Sunday, September 19, 2010


It's hard to believe that Sarah Palin is the inevitable 2012 presidential GOP nominee when you look at what she did and didn't do in Iowa. Unlike Andrew Sullivan, I've never thought of Palin as inevitable -- yet I'm still not ready to go to the other extreme and join the she-won't-run crowd:

When politicians accept speech invitations at party occasions, particularly outings like the annual Ronald Reagan Dinner, they often do a host of behind-the-scenes events. It is a mutually beneficial arrangement. But Ms. Palin declined to do any additional appearances. Instead, she went for a run....

There are few more sophisticated or demanding political audiences than in Iowa or New Hampshire, where the road to the White House traditionally begins. It is often not the speeches that are most remembered, but rather the face-to-face time where a voter can shake a visiting candidate's hand, ask a question and get a gut-level feeling about whether he -- or she -- would make a good president.

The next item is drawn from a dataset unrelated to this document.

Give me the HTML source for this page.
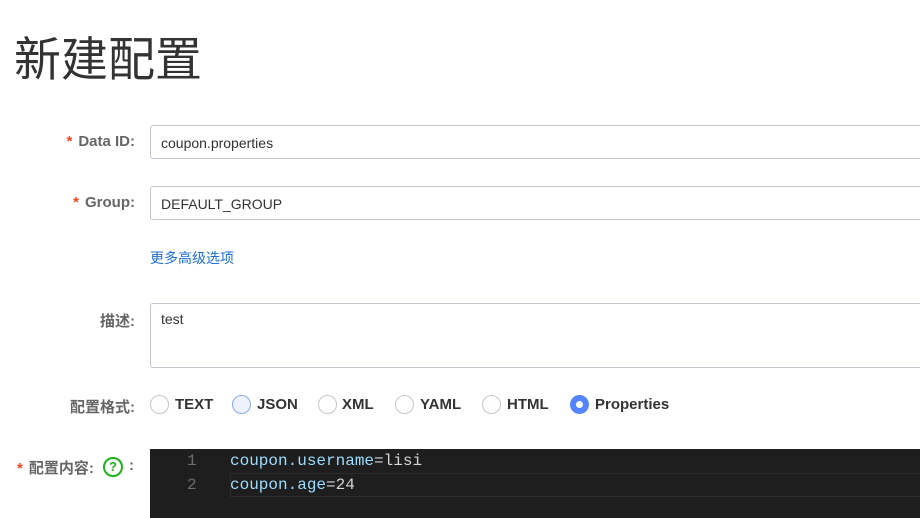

This is why many Republicans are not at all convinced that Ms. Palin is running. Whether she should is a subject many Iowans politely declined to discuss, but there was widespread agreement that should she decide to, she would have to do it the Iowa way.

"One speech is not enough to make a run in Iowa," said Mary Ann Hanusa, a Republican from Council Bluffs, who is making her own bid for the Statehouse. "We pay attention to the candidates and ask very tough questions when we meet with them."

I don't think it means she's not running. I think it means that, like a sullen teenager, she resents being told she has to do anything she doesn't feel like doing, even if it would get her closer to a goal she seeks. I'm sticking with my theory that she'll run -- but she'll insist on doing it "her way," and she'll imagine that not doing the tedious grunt work is somehow "radical," a tea party-esque challenge to the status quo.

If she really never intends to go to Iowa and kiss the rings of the voters, she's toast. The Christian conservatives who make up a disproportionate share of Iowa's GOP would be a great fit for her, and political observers know that, so if she loses there because she won't do retail politics precisely when and how the voters expect her to, that's going to make her look like 2012's Giuliani or Thompson. And then she won't win in non-crazy, non-God-bothering New Hampshire, one of Romney's home states. So she'll be through.

Her fifth-place finish in the Values Voter Summit straw poll doesn't bode well for her, either. This seems like another example of Palin blowing off a potentially receptive crowd just because she felt like it. She clearly believes in following her gut, even if it means passing up chances to court voters who are well worth courting. I think she can go much further than a lot of people expect while passing up opportunities to pick up support, just because she has a huge cult and it's going to be a crowded field (which means she won't need huge percentages to win early primaries). But right now she looks as if she's going way too far in the direction of "I won't do what you tell me."